### What the task asks
Copy each line below exactly and leave the pictures out.

### Data lines
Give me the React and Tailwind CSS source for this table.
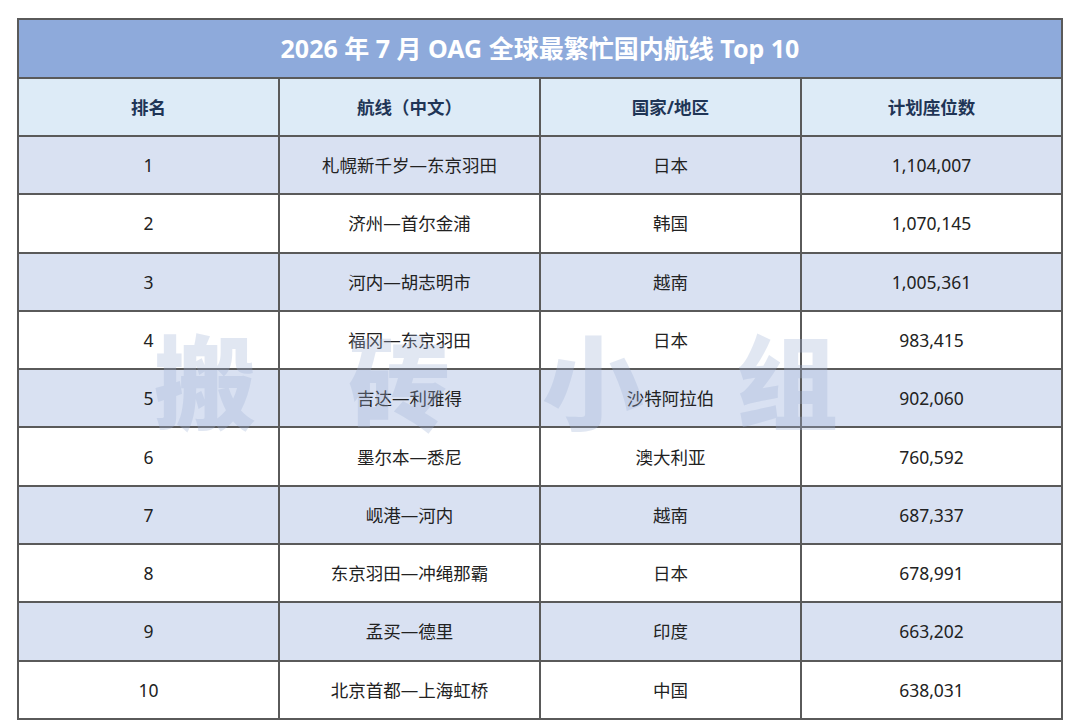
import React from 'react';

const routes = [
  { rank: 1, route: '札幌新千岁—东京羽田', country: '日本', seats: '1,104,007' },
  { rank: 2, route: '济州—首尔金浦', country: '韩国', seats: '1,070,145' },
  { rank: 3, route: '河内—胡志明市', country: '越南', seats: '1,005,361' },
  { rank: 4, route: '福冈—东京羽田', country: '日本', seats: '983,415' },
  { rank: 5, route: '吉达—利雅得', country: '沙特阿拉伯', seats: '902,060' },
  { rank: 6, route: '墨尔本—悉尼', country: '澳大利亚', seats: '760,592' },
  { rank: 7, route: '岘港—河内', country: '越南', seats: '687,337' },
  { rank: 8, route: '东京羽田—冲绳那霸', country: '日本', seats: '678,991' },
  { rank: 9, route: '孟买—德里', country: '印度', seats: '663,202' },
  { rank: 10, route: '北京首都—上海虹桥', country: '中国', seats: '638,031' },
];

const headers = ['排名', '航线（中文）', '国家/地区', '计划座位数'];

function App() {
  return (
    <div
      className="relative w-[1080px] h-[723px] bg-white pt-[18px] pl-[17px]"
      style={{ fontFamily: '"Noto Sans", "Noto Sans CJK SC", sans-serif' }}
    >
      <table className="w-[1046px] border-collapse table-fixed">
        <thead>
          <tr className="h-[59px] bg-[#8eaadb]">
            <th colSpan={4} className="border-2 border-[#5a5a5a] text-white text-[25px] font-bold">
              2026 年 7 月 OAG 全球最繁忙国内航线 Top 10
            </th>
          </tr>
          <tr className="h-[58px] bg-[#ddebf7]">
            {headers.map((h) => (
              <th key={h} className="border-2 border-[#5a5a5a] text-[#1f3556] text-[17.5px] font-bold">
                {h}
              </th>
            ))}
          </tr>
        </thead>
        <tbody>
          {routes.map((r) => (
            <tr key={r.rank} className={`h-[58.3px] ${r.rank % 2 === 1 ? 'bg-[#d9e1f2]' : 'bg-white'}`}>
              <td className="border-2 border-[#5a5a5a] text-center text-[17.5px] text-[#222]">{r.rank}</td>
              <td className="border-2 border-[#5a5a5a] text-center text-[17.5px] text-[#222]">{r.route}</td>
              <td className="border-2 border-[#5a5a5a] text-center text-[17.5px] text-[#222]">{r.country}</td>
              <td className="border-2 border-[#5a5a5a] text-center text-[17.5px] text-[#222]">{r.seats}</td>
            </tr>
          ))}
        </tbody>
      </table>

      {/* watermark */}
      <div className="pointer-events-none absolute left-[154px] top-[332px] flex gap-[92px] text-[102px] font-black leading-none text-[#9fb2d6] opacity-30">
        <span>搬</span>
        <span>砖</span>
        <span>小</span>
        <span>组</span>
      </div>
    </div>
  );
}

export default App;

### Problem solution
Give me the React and Tailwind CSS source for this table.
import React from 'react';

const routes = [
  { rank: 1, route: '札幌新千岁—东京羽田', country: '日本', seats: '1,104,007' },
  { rank: 2, route: '济州—首尔金浦', country: '韩国', seats: '1,070,145' },
  { rank: 3, route: '河内—胡志明市', country: '越南', seats: '1,005,361' },
  { rank: 4, route: '福冈—东京羽田', country: '日本', seats: '983,415' },
  { rank: 5, route: '吉达—利雅得', country: '沙特阿拉伯', seats: '902,060' },
  { rank: 6, route: '墨尔本—悉尼', country: '澳大利亚', seats: '760,592' },
  { rank: 7, route: '岘港—河内', country: '越南', seats: '687,337' },
  { rank: 8, route: '东京羽田—冲绳那霸', country: '日本', seats: '678,991' },
  { rank: 9, route: '孟买—德里', country: '印度', seats: '663,202' },
  { rank: 10, route: '北京首都—上海虹桥', country: '中国', seats: '638,031' },
];

const headers = ['排名', '航线（中文）', '国家/地区', '计划座位数'];

function App() {
  return (
    <div
      className="relative w-[1080px] h-[723px] bg-white pt-[18px] pl-[17px]"
      style={{ fontFamily: '"Noto Sans", "Noto Sans CJK SC", sans-serif' }}
    >
      <table className="w-[1046px] border-collapse table-fixed">
        <thead>
          <tr className="h-[59px] bg-[#8eaadb]">
            <th colSpan={4} className="border-2 border-[#5a5a5a] text-white text-[25px] font-bold">
              2026 年 7 月 OAG 全球最繁忙国内航线 Top 10
            </th>
          </tr>
          <tr className="h-[58px] bg-[#ddebf7]">
            {headers.map((h) => (
              <th key={h} className="border-2 border-[#5a5a5a] text-[#1f3556] text-[17.5px] font-bold">
                {h}
              </th>
            ))}
          </tr>
        </thead>
        <tbody>
          {routes.map((r) => (
            <tr key={r.rank} className={`h-[58.3px] ${r.rank % 2 === 1 ? 'bg-[#d9e1f2]' : 'bg-white'}`}>
              <td className="border-2 border-[#5a5a5a] text-center text-[17.5px] text-[#222]">{r.rank}</td>
              <td className="border-2 border-[#5a5a5a] text-center text-[17.5px] text-[#222]">{r.route}</td>
              <td className="border-2 border-[#5a5a5a] text-center text-[17.5px] text-[#222]">{r.country}</td>
              <td className="border-2 border-[#5a5a5a] text-center text-[17.5px] text-[#222]">{r.seats}</td>
            </tr>
          ))}
        </tbody>
      </table>

      {/* watermark */}
      <div className="pointer-events-none absolute left-[154px] top-[332px] flex gap-[92px] text-[102px] font-black leading-none text-[#9fb2d6] opacity-30">
        <span>搬</span>
        <span>砖</span>
        <span>小</span>
        <span>组</span>
      </div>
    </div>
  );
}

export default App;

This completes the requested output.